Type | Announcement | Subject | MEMORANDUM OF UNDERSTANDING | Description | MTOUCHE TECHNOLOGY BERHAD ("MTOUCHE" OR "THE COMPANY")- EXPIRY OF THE MEMORANDUM OF UNDERSTANDING ("MOU") BETWEEN MTOUCHE AND A CONCEPTECH SDN. BHD. ("A CONCEPTECH") | We refer to the Company’s announcements made on 2 October 2017, 4 October 2017, 28 November 2017 and 27 February 2018 pertaining to the MOU entered into between mTouche and A Conceptech (“Parties”) to collaborate and explore opportunities to develop, support, promote and enrich the Online-to-Offline (O2O) International Educational Hub and its programs for higher learning, e-learning research activities, and to promote highest level human experience in conventional education environment by embracing technological innovation with Digital Platform and In-Apps, Artificial Intelligent (AI) and Blockchain Platform for the market in South-East Asia and Hong Kong market.
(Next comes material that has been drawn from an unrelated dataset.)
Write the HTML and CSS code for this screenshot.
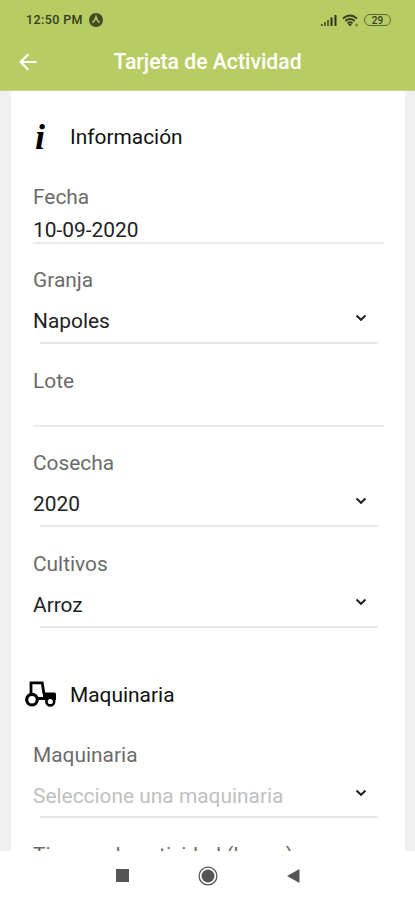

The Board of Directors of mTouche wishes to inform that after further deliberations of the proposed collaboration and partnership, the Company has considered and decided not to extend the MOU with A Conceptech upon the expiry of the MOU. As there were certain issues relating to the due diligence review on the investment and monetisation which could not be resolved to the satisfaction of mTouche, both parties have mutually agreed to terminate the MOU with immediate effect.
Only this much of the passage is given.